Windmills of Zannse Schans

Windmills of Zannse Schans


Windmills of Zannse Schans

The windmills of Holland have always stood as a symbol of this exciting country and naturally when a visit to Amsterdam was planned it was more for an excursion to the villages with windmills rather than the city beats. From De Pinte in Belgium I set off one Saturday morning to the amorous city of Amsterdam.

It was a sunny afternoon as I came out of the central station and headed straight into the tourist office. Collecting a city map and armed with a daypass for the trams, which incidentally is the best way to go around here, if not on bicycles, I traced my way to the Flying Pig hostel, one of the many inexpensive B&Bs. At just 16 Euros for a bed & breakfast plus a locker it could not have been more alluring for a backpacker on a budget.

Walking tour

Keeping the more interesting excursion to windmills for the morrow I planned my own walking tour of sorts. The city with a labyrinth of canals and a multitude of  bridges was bustling with numerous cyclists, pedestrians, trams and vehicles. Still nothing seemed out of place. Crossing one of the bridges I came to the Oude Kerk (the old church). The structure built in a Roman  style in 1880 has survived a few infernos as well as religious clashes.

This locality is called the Redlight district and it indeed is a red light area where pimps and drug peddlers haunt. The buildings also have the famed red lit windows with barely clad women. In ancient times when sailors came ashore the women used to entice them with red lanterns and the tradition has continued to this day albeit in a modern version. Today, the Dutch people are tolerant to this attitude and do not mind the openness.

The street leading southwards passed by rows of shops for souvenirs, bars and the infamous coffeeshops. By the way a coffeeshop in Amsterdam does not offer the beverage but deals in grass and marijuana! Having been warned of this, I kept clear of them and opted for a coffeehouse for a cup of the brew.

Walking further down I reached the Dam square, the central place with a few monuments flocked by tourists. Here are some important sights like the Royal Palace though the Royalty does not stay here anymore. Immediately to its side is the Nieuw  Kerk (the new church), a Parish church with tall attractive spires.

On the other side of Dam square is the National Monument, a tall pillar built in honour of martyrs and decorated with urns. On the southern side are the  Madame Tussauds wax museum (similar to the one in London) and a showroom for diamond jewellery.

I gave a go by to both and chose to visit instead the Anne Frank Huis a few streets away. During the Nazi attack in 1942, a group of eight Jews hid in this house and lived for two years incognito. Anne Frank, a young girl of 12, who had an ambition to become a writer, scribbled in a diary the events of each day for two years, which was later published as The Diary of Anne Frank.

Museumsplein is an area where most of the famous museums of Amsterdam are located. The Rijks Museum whose appearance itself is artistic has many paintings of famous artistes like Rembrandt and Vermeer.

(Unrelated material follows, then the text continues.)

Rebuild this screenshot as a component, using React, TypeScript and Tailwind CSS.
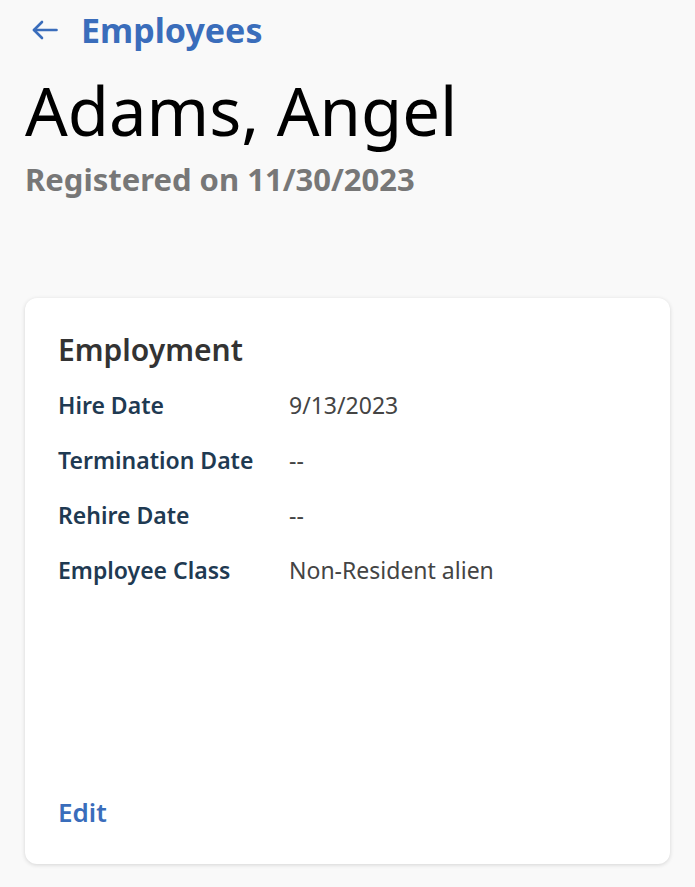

The next morning I was all geared up to visit the windmills. Though package tours with multiple sights were available, I preferred to go independently to spend enough time without being hurried upon. Boarding a train towards Alkmaar, north of Amsterdam, I reached the station of Koog-Zaandijk. I joined a small group of tourists walking to the village by Zaanse Schans river. I did not have to ask anyone to know about the chocolate factory on the right as its fragrant flavour filled the air. As I walked the long bridge over the Zaanse river a series of windmills came into view  at once.

The view of the river from the bridge is fantastic with colourful cottages and boats on the left and the picturesque windmills on the other side. At the end of the bridge I followed the narrow path dotted with shops selling souvenirs, cheese and shoes. Being a land beneath the sea, Netherlands gets a good sea breeze all the time and this must have been the reason for erecting so many windmills. It is said that once upon a time there were about 1000 windmills here.

Now we can see quite a few. Zaanse Schans was developed as a replica village by actually translocating some of the houses and windmills which is why it is called an open air museum. Each of them has a name and also a specific purpose. Still working they are used to produce oil, cheese, paints and dyes.

Stepping into one of them I climbed up the squeaking ladder to see how it worked. A gentle stroll along the river bank lined with the lovely windmills was a delightful experience. Though most visitors bought cheese, I picked up a miniature windmill to carry home the sweet memories of my visit to Zaanse Schans.